#### DATA SEGMENT
▼
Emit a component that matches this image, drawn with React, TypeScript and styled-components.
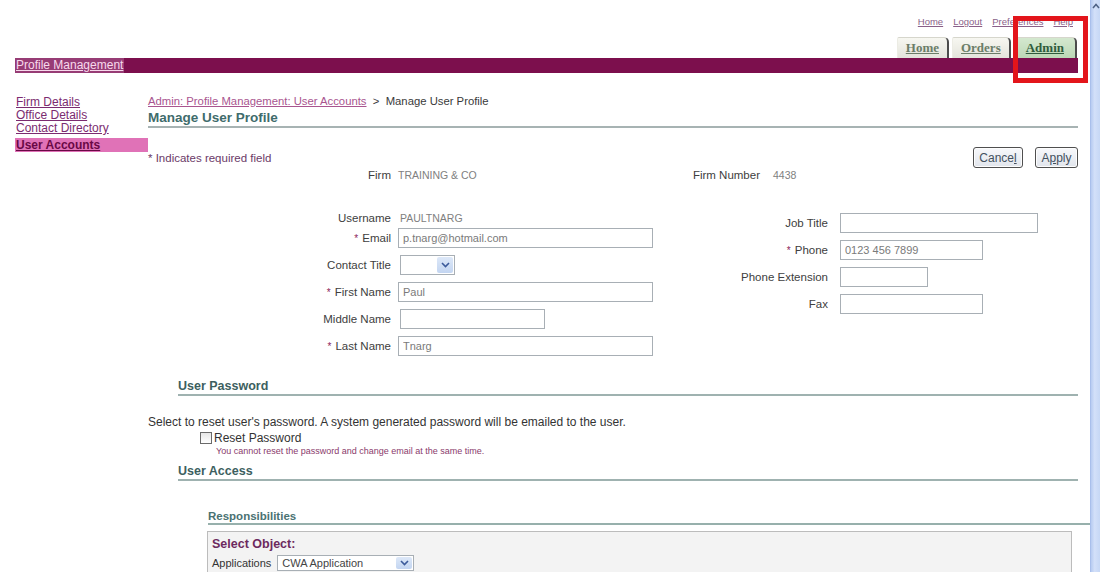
import styled, { createGlobalStyle } from 'styled-components';

const GlobalStyle = createGlobalStyle`
  html, body {
    margin: 0;
    padding: 0;
    background: #fff;
  }
  body {
    font-family: "Liberation Sans", Arial, sans-serif;
    color: #333;
  }
  * { box-sizing: border-box; }
`;

const Window = styled.div`
  position: relative;
  display: grid;
  grid-template-columns: 1090px 10px;
  width: 1100px;
  height: 572px;
  overflow: hidden;
  background: #fff;
`;

const Page = styled.div`
  display: flex;
  flex-direction: column;
  min-width: 0;
  overflow: hidden;
`;

const Scrollbar = styled.div`
  width: 10px;
  height: 572px;
  background: linear-gradient(90deg, #b7cbf1, #d3e0f9 40%, #c6d7f5);
  border-left: 1px solid #a9bfeb;
  display: flex;
  justify-content: center;
  padding-top: 3px;
`;

const UtilityLinks = styled.nav`
  display: flex;
  justify-content: flex-end;
  gap: 10px;
  padding: 16px 17px 0 0;
  font-size: 9.5px;
  line-height: 12px;
`;

const UtilityLink = styled.a`
  color: #8a5f88;
  text-decoration: underline;
`;

const Tabs = styled.div`
  display: flex;
  justify-content: flex-end;
  gap: 3px;
  margin-top: 9px;
  padding-right: 13px;
`;

const Tab = styled.a<{ $active?: boolean }>`
  height: 21px;
  padding: 0 ${p => (p.$active ? '11px' : '8px')};
  display: flex;
  align-items: center;
  font-family: "Liberation Serif", "Times New Roman", serif;
  font-weight: bold;
  font-size: 13px;
  text-decoration: underline;
  color: ${p => (p.$active ? '#2f5c3c' : '#6b7d68')};
  background: ${p =>
    p.$active
      ? 'linear-gradient(#d4e8cf, #bcd8b6)'
      : 'linear-gradient(#f7f7f1, #e4e4dc)'};
  border-top: 1px solid #d6d6cc;
  border-left: 1px solid #ecece4;
  border-right: 2px solid #4c4c4c;
  border-top-right-radius: 5px;
  border-top-left-radius: 2px;
`;

const SectionBar = styled.div`
  height: 15px;
  margin: 0 12px 0 15px;
  background: #7c0f4d;
  display: flex;
`;

const SectionTitle = styled.a`
  padding: 0 1px;
  background: #973c75;
  color: #f7d9ec;
  font-size: 12px;
  line-height: 15px;
  text-decoration: underline;
`;

const Body = styled.div`
  flex: 1;
  display: flex;
  padding-left: 15px;
`;

const SideNav = styled.nav`
  width: 133px;
  flex-shrink: 0;
  padding-top: 23px;
  display: flex;
  flex-direction: column;
`;

const NavLink = styled.a<{ $active?: boolean }>`
  font-size: 12px;
  line-height: ${p => (p.$active ? '14px' : '13px')};
  margin-top: ${p => (p.$active ? '3px' : '0')};
  color: ${p => (p.$active ? '#6a0846' : '#7b2b70')};
  font-weight: ${p => (p.$active ? 'bold' : 'normal')};
  background: ${p => (p.$active ? '#e072b7' : 'transparent')};
  text-decoration: underline;
  padding-left: 1px;
`;

const Content = styled.main`
  flex: 1;
  min-width: 0;
  padding: 22px 12px 0 0;
  display: flex;
  flex-direction: column;
`;

const Breadcrumb = styled.div`
  font-size: 11.3px;
  line-height: 13px;
  color: #3a3a3a;
`;

const CrumbLink = styled.a`
  color: #a9558f;
  text-decoration: underline;
`;

const PageTitle = styled.h1`
  margin: 2px 0 0;
  font-size: 13.5px;
  line-height: 16px;
  font-weight: bold;
  color: #3f6c6c;
  border-bottom: 2px solid #a7b3b3;
`;

const ActionsRow = styled.div`
  margin-top: 19px;
  height: 21px;
  display: flex;
  justify-content: space-between;
  align-items: center;
`;

const RequiredNote = styled.span`
  font-size: 11.5px;
  color: #6b3a68;
`;

const Buttons = styled.div`
  display: flex;
  gap: 12px;
`;

const Button = styled.button<{ $w: number }>`
  width: ${p => p.$w}px;
  height: 21px;
  padding: 0;
  font-family: "Liberation Sans", Arial, sans-serif;
  font-size: 12px;
  color: #43505e;
  background: linear-gradient(#f7f8fb, #e1e5ec);
  border: 1px solid #4f4f4f;
  border-radius: 3px;
  box-shadow: inset 0 0 0 1px #fdfdfd;

  u { text-decoration: underline; }
`;

const InfoRow = styled.div`
  display: grid;
  grid-template-columns: 243px 258px 111px auto;
  line-height: 13px;
  margin-top: 1px;
`;

const InfoLabel = styled.span`
  text-align: right;
  font-size: 11.5px;
  color: #404040;
`;

const InfoValue = styled.span<{ $pad: number }>`
  padding-left: ${p => p.$pad}px;
  font-size: 10.5px;
  color: #808080;
`;

const FormColumns = styled.div`
  display: flex;
  margin-top: 19px;
`;

const FieldColumn = styled.div<{ $width?: number; $labelWidth: number; $gap: number; $top: number }>`
  ${p => (p.$width ? `width: ${p.$width}px;` : 'flex: 1;')}
  display: grid;
  grid-template-columns: ${p => p.$labelWidth}px 1fr;
  column-gap: ${p => p.$gap}px;
  grid-auto-rows: 27px;
  align-items: start;
  padding-top: ${p => p.$top}px;
`;

const FieldLabel = styled.label<{ $bottom?: boolean }>`
  text-align: right;
  font-size: 11.5px;
  line-height: 20px;
  color: #404040;
  white-space: nowrap;
  align-self: ${p => (p.$bottom ? 'end' : 'start')};
`;

const Req = styled.span`
  color: #8c1d5c;
  font-size: 10px;
  margin-right: 4px;
`;

const StaticValue = styled.span`
  font-size: 10.5px;
  line-height: 20px;
  color: #808080;
  align-self: end;
  padding-left: 2px;
`;

const TextInput = styled.input<{ $w: number; $shift?: number }>`
  width: ${p => p.$w}px;
  height: 20px;
  margin-left: ${p => p.$shift ?? 0}px;
  padding: 0 4px;
  border: 1px solid #a8afb5;
  font-family: "Liberation Sans", Arial, sans-serif;
  font-size: 11px;
  color: #7a7a7a;
  background: #fff;
  outline: none;
`;

const SelectBox = styled.div<{ $w: number; $h: number; $shift?: number }>`
  width: ${p => p.$w}px;
  height: ${p => p.$h}px;
  margin-left: ${p => p.$shift ?? 0}px;
  display: flex;
  align-items: stretch;
  border: 1px solid #a8afb5;
  background: #fff;
  font-size: 11px;
  color: #444;
`;

const SelectText = styled.span`
  flex: 1;
  padding-left: 4px;
  display: flex;
  align-items: center;
`;

const SelectButton = styled.span`
  width: 16px;
  margin: 1px;
  display: flex;
  align-items: center;
  justify-content: center;
  background: linear-gradient(#dde8f8, #c3d5f1);
  border-radius: 2px;
`;

const SectionHeading = styled.h2<{ $indent: number; $size: number }>`
  margin: 0 0 0 ${p => p.$indent}px;
  font-size: ${p => p.$size}px;
  line-height: 16px;
  font-weight: bold;
  color: #3d5f5f;
  border-bottom: 2px solid #9fb2b0;
`;

const PasswordSection = styled.section`
  margin-top: 15px;
`;

const Paragraph = styled.p`
  margin: 19px 0 0;
  font-size: 12px;
  line-height: 14px;
  color: #333;
`;

const CheckRow = styled.label`
  margin: 2px 0 0 52px;
  display: flex;
  align-items: center;
  gap: 2px;
  font-size: 12px;
  line-height: 14px;
  color: #333;
`;

const CheckBox = styled.span`
  width: 12px;
  height: 12px;
  border: 1px solid #6a6a6a;
  background: linear-gradient(#e6e6e6, #ffffff);
`;

const Hint = styled.div`
  margin: 1px 0 0 68px;
  font-size: 9px;
  line-height: 11px;
  color: #8a3b6c;
`;

const AccessSection = styled.section`
  margin-top: 6px;
  display: flex;
  flex-direction: column;
`;

const SubHeading = styled.h3`
  margin: 28px -12px 0 60px;
  font-size: 11.5px;
  line-height: 14px;
  font-weight: bold;
  color: #4a7272;
  border-bottom: 2px solid #97b0ac;
`;

const ObjectPanel = styled.div`
  margin: 6px 6px 0 59px;
  height: 80px;
  padding: 5px 4px;
  background: #f3f3f3;
  border: 1px solid #bcbcbc;
`;

const PanelTitle = styled.div`
  font-size: 12.5px;
  line-height: 15px;
  font-weight: bold;
  color: #6d2a5e;
`;

const PanelRow = styled.div`
  margin-top: 3px;
  display: flex;
  align-items: center;
  gap: 6px;
  font-size: 11px;
  color: #333;
`;

const Annotation = styled.div`
  position: absolute;
  left: 1013px;
  top: 16px;
  width: 75px;
  height: 67px;
  border: 5px solid #e3151b;
  pointer-events: none;
`;

const Chevron = () => (
  <svg width="9" height="6" viewBox="0 0 9 6">
    <path d="M1 1 L4.5 4.5 L8 1" fill="none" stroke="#3c5a9a" strokeWidth="1.6" />
  </svg>
);

const Dropdown = ({ w, h, value, shift }: { w: number; h: number; value?: string; shift?: number }) => (
  <SelectBox $w={w} $h={h} $shift={shift}>
    <SelectText>{value}</SelectText>
    <SelectButton>
      <Chevron />
    </SelectButton>
  </SelectBox>
);

const App = () => (
  <>
    <GlobalStyle />
    <Window>
      <Page>
        <UtilityLinks>
          <UtilityLink>Home</UtilityLink>
          <UtilityLink>Logout</UtilityLink>
          <UtilityLink>Preferences</UtilityLink>
          <UtilityLink>Help</UtilityLink>
        </UtilityLinks>
        <Tabs>
          <Tab>Home</Tab>
          <Tab>Orders</Tab>
          <Tab $active>Admin</Tab>
        </Tabs>
        <SectionBar>
          <SectionTitle>Profile Management</SectionTitle>
        </SectionBar>
        <Body>
          <SideNav>
            <NavLink>Firm Details</NavLink>
            <NavLink>Office Details</NavLink>
            <NavLink>Contact Directory</NavLink>
            <NavLink $active>User Accounts</NavLink>
          </SideNav>
          <Content>
            <Breadcrumb>
              <CrumbLink>Admin: Profile Management: User Accounts</CrumbLink>
              &nbsp; &gt; &nbsp;Manage User Profile
            </Breadcrumb>
            <PageTitle>Manage User Profile</PageTitle>

            <ActionsRow>
              <RequiredNote>* Indicates required field</RequiredNote>
              <Buttons>
                <Button $w={50}>Cance<u>l</u></Button>
                <Button $w={43}>A<u>p</u>ply</Button>
              </Buttons>
            </ActionsRow>

            <InfoRow>
              <InfoLabel>Firm</InfoLabel>
              <InfoValue $pad={7}>TRAINING &amp; CO</InfoValue>
              <InfoLabel>Firm Number</InfoLabel>
              <InfoValue $pad={13}>4438</InfoValue>
            </InfoRow>

            <FormColumns>
              <FieldColumn $width={512} $labelWidth={243} $gap={7} $top={0}>
                <FieldLabel $bottom>Username</FieldLabel>
                <StaticValue>PAULTNARG</StaticValue>

                <FieldLabel><Req>*</Req>Email</FieldLabel>
                <TextInput $w={255} defaultValue="p.tnarg@hotmail.com" />

                <FieldLabel>Contact Title</FieldLabel>
                <Dropdown w={55} h={20} shift={2} />

                <FieldLabel><Req>*</Req>First Name</FieldLabel>
                <TextInput $w={255} defaultValue="Paul" />

                <FieldLabel>Middle Name</FieldLabel>
                <TextInput $w={145} $shift={2} />

                <FieldLabel><Req>*</Req>Last Name</FieldLabel>
                <TextInput $w={255} defaultValue="Tnarg" />
              </FieldColumn>

              <FieldColumn $labelWidth={168} $gap={12} $top={12}>
                <FieldLabel>Job Title</FieldLabel>
                <TextInput $w={198} />

                <FieldLabel><Req>*</Req>Phone</FieldLabel>
                <TextInput $w={143} defaultValue="0123 456 7899" />

                <FieldLabel>Phone Extension</FieldLabel>
                <TextInput $w={88} />

                <FieldLabel>Fax</FieldLabel>
                <TextInput $w={143} />
              </FieldColumn>
            </FormColumns>

            <PasswordSection>
              <SectionHeading $indent={30} $size={12.5}>User Password</SectionHeading>
              <Paragraph>
                Select to reset user's password. A system generated password will be emailed to the user.
              </Paragraph>
              <CheckRow>
                <CheckBox />
                Reset Password
              </CheckRow>
              <Hint>You cannot reset the password and change email at the same time.</Hint>
            </PasswordSection>

            <AccessSection>
              <SectionHeading $indent={30} $size={12.5}>User Access</SectionHeading>
              <SubHeading>Responsibilities</SubHeading>
              <ObjectPanel>
                <PanelTitle>Select Object:</PanelTitle>
                <PanelRow>
                  Applications
                  <Dropdown w={137} h={16} value="CWA Application" />
                </PanelRow>
              </ObjectPanel>
            </AccessSection>
          </Content>
        </Body>
      </Page>
      <Scrollbar>
        <svg width="8" height="6" viewBox="0 0 8 6">
          <path d="M1 5 L4 1.5 L7 5" fill="none" stroke="#4d6185" strokeWidth="1.5" />
        </svg>
      </Scrollbar>
      <Annotation />
    </Window>
  </>
);

export default App;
▲
#### EXERCISE INSTRUCTIONS
Search the data for the string "components". List each line that has it.

#### THE OUTPUT
Emit a component that matches this image, drawn with React, TypeScript and styled-components.
import styled, { createGlobalStyle } from 'styled-components';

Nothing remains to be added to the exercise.